During dinner with Cathy, Emmanuel and Phillippe ask her to be their child's godmother and Cathy suddenly bursts into tears, displaying very negative feelings regarding homosexuality and parenthood. She claims it is unfair that she hasn't had the chance to have children while two gay men get to experience parenthood. Cathy decides to get started with the process of adoption and opens up to the social worker, stating that she never had the chance to think about having children since she's been single for a while. During the house tour, the social worker closes the door behind them. It is unsure whether the act is consensual or not.

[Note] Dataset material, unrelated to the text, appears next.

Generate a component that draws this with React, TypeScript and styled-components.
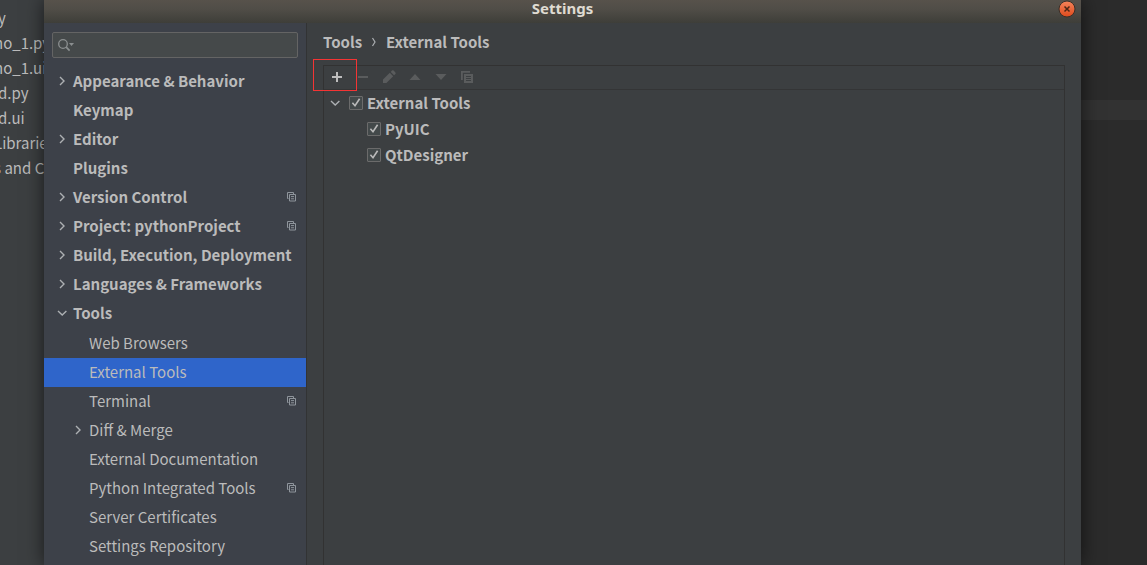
import React from "react";
import styled, { createGlobalStyle, css } from "styled-components";

const GlobalStyle = createGlobalStyle`
  * { box-sizing: border-box; }
  body {
    margin: 0;
    background: #2b2b2b;
    color: #bbbbbb;
    font-family: "Noto Sans CJK SC", "Noto Sans", sans-serif;
    font-size: 15px;
    line-height: 24px;
  }
  ul { list-style: none; margin: 0; padding: 0; }
`;

const Desktop = styled.div`
  display: grid;
  grid-template-columns: 44px minmax(0, 1fr) 66px;
  min-height: 100vh;
  overflow: hidden;
`;

const ProjectPane = styled.aside`
  overflow: hidden;
  padding-top: 5px;
  background: #3c3f41;
`;

const FileRow = styled.li<{ $clipped?: boolean }>`
  height: 25px;
  line-height: 25px;
  white-space: nowrap;
  margin-left: ${(p) => (p.$clipped ? "-6px" : "-2px")};
`;

const EditorPane = styled.div`
  padding-top: 100px;
  background: #2b2b2b;
`;

const CaretLine = styled.div`
  height: 20px;
  background: #323232;
`;

const Dialog = styled.section`
  z-index: 1;
  display: flex;
  flex-direction: column;
  background: #3c3f41;
  box-shadow: 0 0 18px rgba(0, 0, 0, 0.6);
`;

const TitleBar = styled.header`
  display: grid;
  grid-template-columns: 23px 1fr 23px;
  align-items: start;
  height: 23px;
  background: linear-gradient(#57524b, #504d47 40%, #3e3e39);
`;

const Title = styled.h1`
  grid-column: 2;
  margin: 0;
  text-align: center;
  font: bold 15px/16px "Noto Sans", "Open Sans", sans-serif;
  color: #dfdbd2;
`;

const CloseButton = styled.button`
  display: grid;
  width: 18px;
  height: 18px;
  padding: 0;
  border: 0;
  background: none;
`;

const Body = styled.div`
  flex: 1;
  display: grid;
  grid-template-columns: 263px minmax(0, 1fr);
`;

const Sidebar = styled.nav`
  background: #3d4149;
  border-right: 1px solid #323334;
`;

const SearchBox = styled.label`
  display: flex;
  align-items: center;
  height: 26px;
  margin: 9px 8px;
  padding-left: 5px;
  border: 1px solid #646464;
  border-radius: 2px;
  background: #45494a;
`;

const SearchInput = styled.input`
  flex: 1;
  min-width: 0;
  border: 0;
  outline: 0;
  background: none;
  color: inherit;
  font: inherit;
`;

const NavRow = styled.a<{ $level: number; $selected?: boolean }>`
  display: flex;
  align-items: center;
  gap: 5px;
  height: 29px;
  padding: 0 10px 2px ${(p) => 12 + p.$level * 16}px;
  color: #bbbbbb;
  font-weight: ${(p) => (p.$level === 0 ? "bold" : "normal")};
  text-decoration: none;
  white-space: nowrap;
  svg { flex: none; }
  ${(p) =>
    p.$selected &&
    css`
      background: #2f65ca;
    `}
`;

const NavLabel = styled.span`
  flex: 1;
`;

const SubList = styled.ul`
  padding-top: 1px;
`;

const Content = styled.main`
  display: flex;
  flex-direction: column;
  padding: 7px 16px 0;
`;

const Breadcrumb = styled.div`
  display: flex;
  align-items: center;
  gap: 9px;
  height: 24px;
  margin-bottom: 11px;
  font-weight: bold;
`;

const Panel = styled.div`
  position: relative;
  flex: 1;
  border: 1px solid #323232;
  border-bottom: 0;
`;

const Toolbar = styled.div`
  display: flex;
  gap: 2px;
  height: 24px;
  padding-left: 1px;
  border-bottom: 1px solid #343536;
`;

const ToolButton = styled.button`
  display: grid;
  place-items: center;
  width: 24px;
  height: 22px;
  padding: 0;
  border: 0;
  background: none;
  color: #bdbdbd;
  &:disabled { color: #5a5c5d; }
`;

const Highlight = styled.div`
  position: absolute;
  left: -11px;
  top: -7px;
  width: 44px;
  height: 32px;
  border: 1px solid #f43434;
  pointer-events: none;
`;

const ToolRow = styled.li<{ $level: number }>`
  display: flex;
  align-items: center;
  gap: 8px;
  height: 26px;
  padding-left: ${(p) => (p.$level === 0 ? 5 : 43)}px;
  font-weight: bold;
`;

const CheckLabel = styled.label`
  display: flex;
  align-items: center;
  gap: 4px;
`;

const CheckHolder = styled.span`
  display: grid;
  width: 14px;
  height: 14px;
  margin-bottom: 1px;
  > * { grid-area: 1 / 1; }
  svg { visibility: hidden; pointer-events: none; }
  input:checked + svg { visibility: visible; }
`;

const CheckInput = styled.input`
  appearance: none;
  width: 14px;
  height: 14px;
  margin: 0;
  border: 1px solid #6b6b6b;
  border-radius: 1px;
  background: #43494a;
`;

const Blank = styled.span`
  width: 12px;
`;

function Chevron({ open }: { open?: boolean }) {
  return (
    <svg width="12" height="12" viewBox="0 0 12 12" fill="none" stroke="#adb0b3" strokeWidth="1.4">
      <path d={open ? "M2 4l4.2 4 4.2-4" : "M4 2l4 4-4 4"} />
    </svg>
  );
}

function ProjectLevelIcon() {
  return (
    <svg width="10" height="10" viewBox="0 0 10 10" fill="none" stroke="#8f959c">
      <path d="M2.5 6.5h-1v-6h6v2" />
      <path d="M3.5 2.5h6v6.500h-6zM5 4.600h3M5 6.800h3" />
    </svg>
  );
}

function Check({ label }: { label: string }) {
  return (
    <CheckLabel>
      <CheckHolder>
        <CheckInput type="checkbox" defaultChecked />
        <svg width="14" height="14" viewBox="0 0 14 14" fill="none" stroke="#bbbbbb" strokeWidth="1.6">
          <path d="M3.4 6.8L6 9.8l4.6-7" />
        </svg>
      </CheckHolder>
      {label}
    </CheckLabel>
  );
}

type Item = { label: string; expand?: boolean; open?: boolean; shared?: boolean; selected?: boolean; children?: Item[] };

const files: { name: string; clipped?: boolean }[] = [
  { name: "y" },
  { name: "no_1.py", clipped: true },
  { name: "no_1.ui", clipped: true },
  { name: "d.py" },
  { name: "d.ui" },
  { name: "Libraries", clipped: true },
  { name: "s and C", clipped: true },
];

const pages: Item[] = [
  { label: "Appearance & Behavior", expand: true },
  { label: "Keymap" },
  { label: "Editor", expand: true },
  { label: "Plugins" },
  { label: "Version Control", expand: true, shared: true },
  { label: "Project: pythonProject", expand: true, shared: true },
  { label: "Build, Execution, Deployment", expand: true },
  { label: "Languages & Frameworks", expand: true },
  {
    label: "Tools",
    expand: true,
    open: true,
    children: [
      { label: "Web Browsers" },
      { label: "External Tools", selected: true },
      { label: "Terminal", shared: true },
      { label: "Diff & Merge", expand: true },
      { label: "External Documentation" },
      { label: "Python Integrated Tools", shared: true },
      { label: "Server Certificates" },
      { label: "Settings Repository" },
    ],
  },
];

function NavItem({ item, level }: { item: Item; level: number }) {
  return (
    <li>
      <NavRow href="#" $level={level} $selected={item.selected}>
        {item.expand ? <Chevron open={item.open} /> : <Blank />}
        <NavLabel>{item.label}</NavLabel>
        {item.shared && <ProjectLevelIcon />}
      </NavRow>
      {item.children && (
        <SubList>
          {item.children.map((child) => (
            <NavItem key={child.label} item={child} level={level + 1} />
          ))}
        </SubList>
      )}
    </li>
  );
}

export default function App() {
  return (
    <>
      <GlobalStyle />
      <Desktop>
        <ProjectPane>
          <ul>
            {files.map((f) => (
              <FileRow key={f.name} $clipped={f.clipped}>{f.name}</FileRow>
            ))}
          </ul>
        </ProjectPane>

        <Dialog>
          <TitleBar>
            <Title>Settings</Title>
            <CloseButton aria-label="Close">
              <svg width="18" height="18" viewBox="0 0 18 18">
                <defs>
                  <linearGradient id="close" x1="0" y1="0" x2="0" y2="1">
                    <stop offset="0" stopColor="#f4845b" />
                    <stop offset="1" stopColor="#de4a1c" />
                  </linearGradient>
                </defs>
                <circle cx="9" cy="9" r="8" fill="url(#close)" stroke="#3a2f28" />
                <path d="M6.5 6.5l5 5m0-5l-5 5" stroke="#4a2616" strokeWidth="1.5" />
              </svg>
            </CloseButton>
          </TitleBar>

          <Body>
            <Sidebar>
              <SearchBox>
                <svg width="18" height="14" viewBox="0 0 18 14" fill="none" stroke="#8b8f90" strokeWidth="1.3">
                  <circle cx="5" cy="6" r="4.3" />
                  <path d="M8.2 9.2l3.4 3.4" strokeWidth="1.7" />
                  <path d="M11 5h5l-2.5 3z" fill="#8b8f90" stroke="none" />
                </svg>
                <SearchInput type="text" aria-label="Search settings" />
              </SearchBox>
              <ul>
                {pages.map((p) => (
                  <NavItem key={p.label} item={p} level={0} />
                ))}
              </ul>
            </Sidebar>

            <Content>
              <Breadcrumb>
                <span>Tools</span>
                <svg width="6" height="12" viewBox="0 0 6 12" fill="none" stroke="#adb0b3" strokeWidth="1.2">
                  <path d="M1.5 2l2.5 4-2.5 4" />
                </svg>
                <span>External Tools</span>
              </Breadcrumb>
              <Panel>
                <Toolbar>
                  <ToolButton aria-label="Add">
                    <svg width="16" height="16" viewBox="0 0 16 16" stroke="currentColor" strokeWidth="2">
                      <path d="M8 3v10M3 8h10" />
                    </svg>
                  </ToolButton>
                  <ToolButton aria-label="Remove" disabled>
                    <svg width="16" height="16" viewBox="0 0 16 16" stroke="currentColor" strokeWidth="2">
                      <path d="M3 8h10" />
                    </svg>
                  </ToolButton>
                  <ToolButton aria-label="Edit" disabled>
                    <svg width="16" height="16" viewBox="0 0 16 16" fill="currentColor">
                      <path d="M2 14v-3.4l6.8-6.8 3.4 3.4L5.4 14zM9.7 2.9l1.3-1.3q.8-.6 1.6 0l1.8 1.8q.6.8 0 1.6l-1.3 1.3z" />
                    </svg>
                  </ToolButton>
                  <ToolButton aria-label="Move up" disabled>
                    <svg width="16" height="16" viewBox="0 0 16 16" fill="currentColor">
                      <path d="M2.5 11h11L8 5z" />
                    </svg>
                  </ToolButton>
                  <ToolButton aria-label="Move down" disabled>
                    <svg width="16" height="16" viewBox="0 0 16 16" fill="currentColor">
                      <path d="M2.5 5h11L8 11z" />
                    </svg>
                  </ToolButton>
                  <ToolButton aria-label="Copy" disabled>
                    <svg width="16" height="16" viewBox="0 0 16 16" fill="currentColor">
                      <path d="M2 2h9v1.8H3.8V11H2z" />
                      <path fillRule="evenodd" d="M5 5h9v9H5zM7 7v1h5V7zm0 2v1h5V9zm0 2v1h5v-1z" />
                    </svg>
                  </ToolButton>
                </Toolbar>
                <Highlight />
                <ul>
                  <ToolRow $level={0}>
                    <Chevron open />
                    <Check label="External Tools" />
                  </ToolRow>
                  <ToolRow $level={1}><Check label="PyUIC" /></ToolRow>
                  <ToolRow $level={1}><Check label="QtDesigner" /></ToolRow>
                </ul>
              </Panel>
            </Content>
          </Body>
        </Dialog>

        <EditorPane>
          <CaretLine />
        </EditorPane>
      </Desktop>
    </>
  );
}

Wishing for Fina to be part of their child's life, Emmanuel and Phillippe find her at her workplace, waiting outside. Once she notices them with the baby, Fina smiles. showing no discontentment at the surprise visit.

== Reception ==

Isabelle Regnier from Le Monde, while praising the believable and sympathetic portrayal of a gay couple and the comprehensive depiction of social issues such as surrogacy and gay adoption, found the film "average" and noted that it resembles more a standard American romantic comedy than a French film. Jordan Mintzer from Variety Wrote "Uppity perf by Wilson adds plenty of sugar to the brew, and it’s contrasted nicely by Elbe’s commanding stoicism as the main character’s boyfriend. Spanish thesp Lopez De Ayala’s convincing turn as an immigrant caught among friendly but domineering interests is another plus" The Hollywood Reporter wrote that "Although the photography of Paris is fairly stock, the film is well-paced. Everyone pretty much gets what he or she wants by the end of the story, and while the triumphs are too easily earned, the actors and characters are so engaging that we don’t begrudge them their bliss"

Mirito Torreiro of Fotogramas rated the film with 3 out of 5 stars. He deemed the film's screenplay to be better than its making, ultimately considering however that, TV-movie looks notwithstanding, it is enjoyable to watch.